As of 2009, there was one hotel in Coldrerio.

==Religion==
From the 2000 census, 2,199 or 86.6% were Roman Catholic, while 98 or 3.9% belonged to the Swiss Reformed Church. There are 169 individuals (or about 6.66% of the population) who belong to another church (not listed on the census), and 72 individuals (or about 2.84% of the population) did not answer the question.

==Weather==
Coldrerio has an average of 98.9 days of rain or snow per year and on average receives 1507 mm of precipitation. The wettest month is May during which time Coldrerio receives an average of 188 mm of rain or snow. During this month there is precipitation for an average of 12.5 days.
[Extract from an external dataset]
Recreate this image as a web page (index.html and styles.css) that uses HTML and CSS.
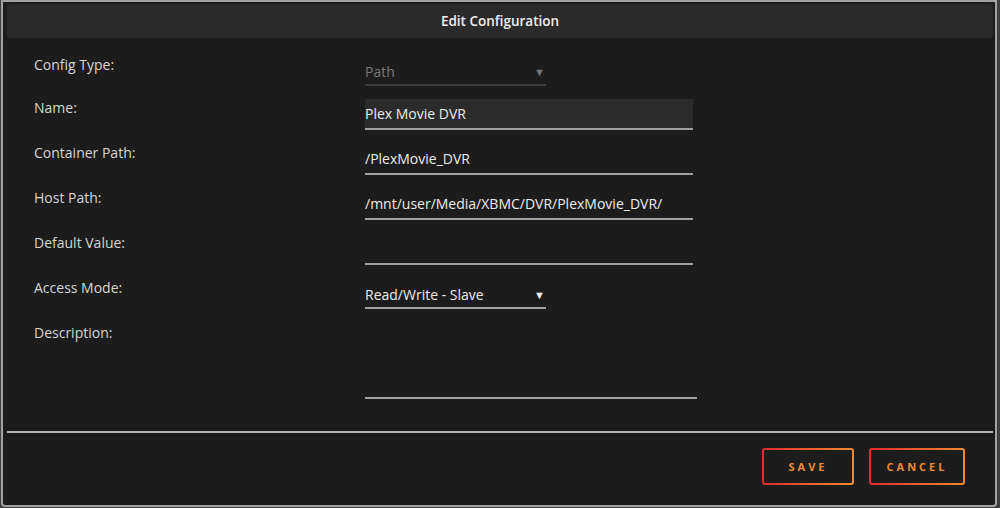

The driest month of the year is December with an average of 67 mm of precipitation over 5.6 days.

==Education==
The entire Swiss population is generally well educated. In Coldrerio about 69.8% of the population (between age 25 and 64) have completed either non-mandatory upper secondary education or additional higher education (either University or a Fachhochschule).
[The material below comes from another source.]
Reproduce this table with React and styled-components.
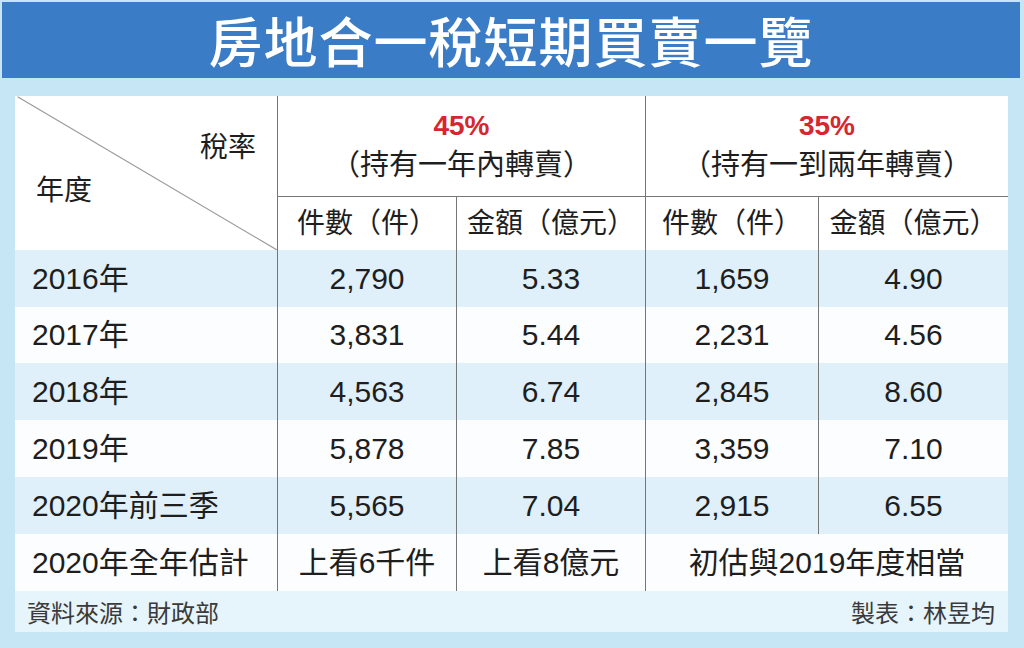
import React from "react";
import styled, { createGlobalStyle } from "styled-components";

const GlobalStyle = createGlobalStyle`
  html, body {
    margin: 0;
    padding: 0;
    background: #c7e6f5;
  }
  * {
    box-sizing: border-box;
  }
`;

const COLS = "262px 179px 189px 173px 190px";
const LINE = "#767676";

const Page = styled.div`
  width: 1024px;
  height: 648px;
  padding: 2px 4px 0 2px;
  background: #c7e6f5;
  display: flex;
  flex-direction: column;
  font-family: "Liberation Sans", "Noto Sans CJK TC", sans-serif;
  color: #1e1e1e;
`;

const TitleBar = styled.div`
  height: 76px;
  background: #3b7cc7;
  display: flex;
  align-items: center;
  justify-content: center;
  color: #ffffff;
  font-family: "Noto Sans CJK TC", sans-serif;
  font-weight: 500;
  font-size: 54px;
  letter-spacing: 1px;
  line-height: 1;
`;

const TableArea = styled.div`
  margin: 18px 0 0 13px;
  width: 993px;
`;

const Header = styled.div`
  display: grid;
  grid-template-columns: ${COLS};
  grid-template-rows: 100px 54px;
  background: #ffffff;
`;

const Corner = styled.div`
  position: relative;
  grid-row: 1 / 3;
  grid-column: 1;
  display: flex;
  flex-direction: column;
  font-size: 28px;
  line-height: 32px;
  padding-top: 36px;
`;

const Diagonal = styled.svg`
  position: absolute;
  inset: 0;
  width: 100%;
  height: 100%;
`;

const CornerTop = styled.span`
  align-self: flex-end;
  padding-right: 21px;
`;

const CornerBottom = styled.span`
  margin-top: 11px;
  padding-left: 21px;
`;

const Group = styled.div`
  grid-row: 1;
  grid-column: ${(p) => p.$span};
  border-left: 1px solid ${LINE};
  display: flex;
  flex-direction: column;
  align-items: center;
  justify-content: center;
  gap: 4px;
`;

const Rate = styled.span`
  color: #d6262f;
  font-weight: 700;
  font-size: 28px;
  line-height: 34px;
`;

const Note = styled.span`
  font-size: 29px;
  line-height: 36px;
`;

const SubHead = styled.div`
  grid-row: 2;
  border-left: 1px solid ${LINE};
  border-top: 1px solid ${LINE};
  display: flex;
  align-items: center;
  justify-content: center;
  font-size: 28px;
  line-height: 32px;
  white-space: nowrap;
`;

const Row = styled.div`
  display: grid;
  grid-template-columns: ${COLS};
  height: ${(p) => p.$h}px;
  background: ${(p) => (p.$shade ? "#dff0fa" : "#fbfdfe")};
`;

const YearCell = styled.div`
  display: flex;
  align-items: center;
  padding-left: 17px;
  font-size: 30px;
  line-height: 34px;
  white-space: nowrap;
`;

const Cell = styled.div`
  grid-column: ${(p) => p.$span || "auto"};
  border-left: 1px solid ${LINE};
  display: flex;
  align-items: center;
  justify-content: center;
  font-size: 30px;
  line-height: 34px;
  white-space: nowrap;
`;

const Footer = styled.div`
  height: 41px;
  background: #e6f4fb;
  display: flex;
  align-items: center;
  justify-content: space-between;
  padding: 0 13px 0 12px;
  font-size: 24px;
  color: #3a3a3a;
`;

const rows = [
  { year: "2016年", v: ["2,790", "5.33", "1,659", "4.90"] },
  { year: "2017年", v: ["3,831", "5.44", "2,231", "4.56"] },
  { year: "2018年", v: ["4,563", "6.74", "2,845", "8.60"] },
  { year: "2019年", v: ["5,878", "7.85", "3,359", "7.10"] },
  { year: "2020年前三季", v: ["5,565", "7.04", "2,915", "6.55"] },
];

const heights = [57, 56, 57, 57, 57, 57];

export default function App() {
  return (
    <>
      <GlobalStyle />
      <Page>
        <TitleBar>房地合一稅短期買賣一覽</TitleBar>
        <TableArea>
          <Header>
            <Corner>
              <Diagonal viewBox="0 0 100 100" preserveAspectRatio="none">
                <line
                  x1="1"
                  y1="0.5"
                  x2="100"
                  y2="100"
                  stroke="#9a9a9a"
                  strokeWidth="1.2"
                  vectorEffect="non-scaling-stroke"
                />
              </Diagonal>
              <CornerTop>稅率</CornerTop>
              <CornerBottom>年度</CornerBottom>
            </Corner>
            <Group $span="2 / 4">
              <Rate>45%</Rate>
              <Note>（持有一年內轉賣）</Note>
            </Group>
            <Group $span="4 / 6">
              <Rate>35%</Rate>
              <Note>（持有一到兩年轉賣）</Note>
            </Group>
            <SubHead>件數（件）</SubHead>
            <SubHead>金額（億元）</SubHead>
            <SubHead>件數（件）</SubHead>
            <SubHead>金額（億元）</SubHead>
          </Header>

          {rows.map((r, i) => (
            <Row key={r.year} $h={heights[i]} $shade={i % 2 === 0}>
              <YearCell>{r.year}</YearCell>
              {r.v.map((val, j) => (
                <Cell key={j}>{val}</Cell>
              ))}
            </Row>
          ))}
          <Row $h={heights[5]}>
            <YearCell>2020年全年估計</YearCell>
            <Cell>上看6千件</Cell>
            <Cell>上看8億元</Cell>
            <Cell $span="4 / 6">初估與2019年度相當</Cell>
          </Row>

          <Footer>
            <span>資料來源：財政部</span>
            <span>製表：林昱均</span>
          </Footer>
        </TableArea>
      </Page>
    </>
  );
}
In Coldrerio there were a total of 384 students (As of 2009). The Ticino education system provides up to three years of non-mandatory kindergarten and in Coldrerio there were 57 children in kindergarten. The primary school program lasts for five years and includes both a standard school and a special school. In the municipality, 87 students attended the standard primary schools and 3 students attended the special school. In the lower secondary school system, students either attend a two-year middle school followed by a two-year pre-apprenticeship or they attend a four-year program to prepare for higher education. There were 100 students in the two-year middle school and 1 in their pre-apprenticeship, while 54 students were in the four-year advanced program.
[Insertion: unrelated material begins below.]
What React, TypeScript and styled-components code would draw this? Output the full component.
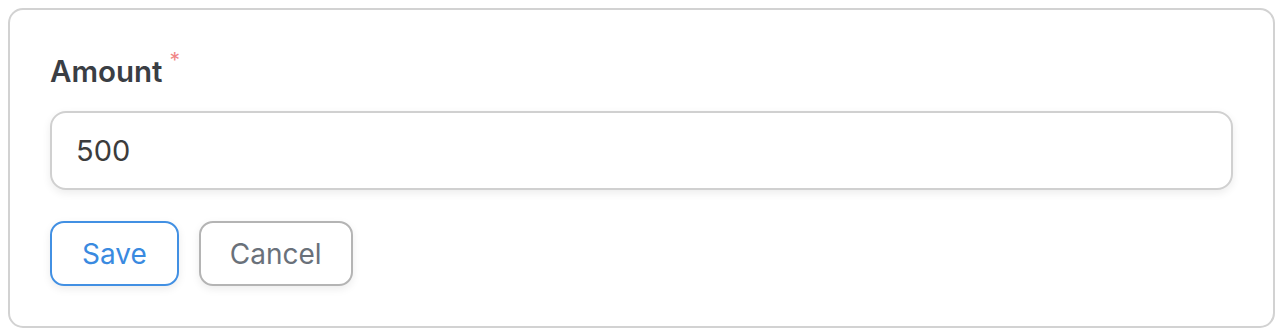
import React from "react";
import styled, { createGlobalStyle } from "styled-components";

const GlobalStyle = createGlobalStyle`
  html, body {
    margin: 0;
    padding: 0;
    background: #ffffff;
  }
  body {
    padding: 8px;
    font-family: Inter, "Liberation Sans", Arial, sans-serif;
    -webkit-font-smoothing: antialiased;
  }
  * { box-sizing: border-box; }
`;

const Card = styled.form`
  display: flex;
  flex-direction: column;
  height: 320px;
  width: 1267px;
  border: 2px solid #d2d2d2;
  border-radius: 15px;
  padding: 40px 40px 40px 40px;
  background: #fff;
`;

const Label = styled.label`
  display: flex;
  align-items: flex-start;
  height: 38px;
  padding-top: 4px;
  line-height: 34px;
  font-size: 29.5px;
  font-weight: 600;
  color: #3a3e44;
`;

const Required = styled.span`
  color: #f08686;
  font-size: 21px;
  font-weight: 400;
  line-height: 21px;
  margin-left: 7px;
  margin-top: -4px;
`;

const Input = styled.input`
  margin-top: 23px;
  height: 79px;
  width: 100%;
  border: 2px solid #d0d0d0;
  border-radius: 16px;
  padding: 0 24px;
  font-family: Inter, "Liberation Sans", Arial, sans-serif;
  font-size: 29px;
  color: #3c3c3c;
  background: #fff;
  box-shadow: 0 3px 8px rgba(0, 0, 0, 0.08);
  outline: none;
`;

const Actions = styled.div`
  display: flex;
  gap: 20px;
  margin-top: 31px;
`;

const Button = styled.button<{ $primary?: boolean }>`
  height: 65px;
  padding: 0 ${(p) => (p.$primary ? 30 : 29)}px;
  border-radius: 14px;
  border: 2px solid ${(p) => (p.$primary ? "#4290e3" : "#b4b4b4")};
  background: #fff;
  color: ${(p) => (p.$primary ? "#3a8ae0" : "#6a717a")};
  font-family: Inter, "Liberation Sans", Arial, sans-serif;
  font-size: 28px;
  font-weight: 400;
  box-shadow: 0 3px 8px rgba(0, 0, 0, 0.08);
  cursor: pointer;
`;

export default function App() {
  return (
    <>
      <GlobalStyle />
      <Card onSubmit={(e) => e.preventDefault()}>
        <Label htmlFor="amount">
          Amount
          <Required>*</Required>
        </Label>
        <Input id="amount" defaultValue="500" />
        <Actions>
          <Button type="submit" $primary>
            Save
          </Button>
          <Button type="button">Cancel</Button>
        </Actions>
      </Card>
    </>
  );
}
The upper secondary school includes several options, but at the end of the upper secondary program, a student will be prepared to enter a trade or to continue on to a university or college. In Ticino, vocational students may either attend school while working on their internship or apprenticeship (which takes three or four years) or may attend school followed by an internship or apprenticeship (which takes one year as a full-time student or one and a half to two years as a part-time student). There were 43 vocational students who were attending school full-time and 31 who attend part-time.

The professional program lasts three years and prepares a student for a job in engineering, nursing, computer science, business, tourism and similar fields. There were 8 students in the professional program.

As of 2000, there was 1 student in Coldrerio who came from another municipality, while 247 residents attended schools outside the municipality.